ただし、これらはあくまでも大企業でのみ実施できるものであり、中小企業ではわずかなものであったのも事実です。
しかし、このような企業の拠出に頼った福祉制度は非正規労働者の増加という事態に至り崩壊しようとしています。
現在の制度では非正規労働者は失業保険にも厚生年金にも加入できません。セーフティネットという制度は日本では非常に貧弱なのですが、そのような人々はその貧弱な制度にも無縁な世界にいるということになります。
非正規労働者が増え続けているということは、その理由の一つにこういった企業福祉の負担に企業が耐えられなくなっているからでもあります。
社宅などの比法定福利費用もどんどんと削減されていますし、社会保険料の事業主負担が重く感じられているのが実情です。

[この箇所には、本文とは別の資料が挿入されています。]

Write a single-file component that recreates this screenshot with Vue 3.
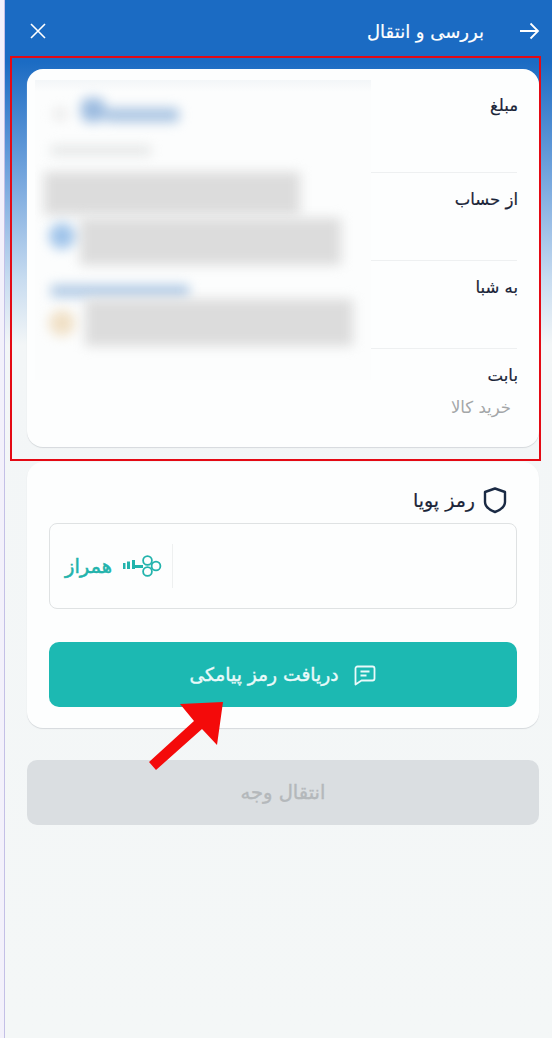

このまま放っておくとさらに労働者の非正規化が進むということにもなり、賃金の低下が直接的な問題でもありますが、それ以上にこのような年金や保険制度から弾き出された人々の増加という大問題が起きていくわけです。
これを食い止めるためにも、企業福祉から本当の意味での社会福祉へ、福祉国家への転換が急がれるわけですが、数々の抵抗勢力がありそうです。
今のようななし崩し的な企業福祉からの撤退が起きている状況は最悪です。
少し前に読んだ「ベーシック・インカム」とも関連する話でしたが、早くこのような抜本的な考え方の転換をしなければ手遅れになりそうです。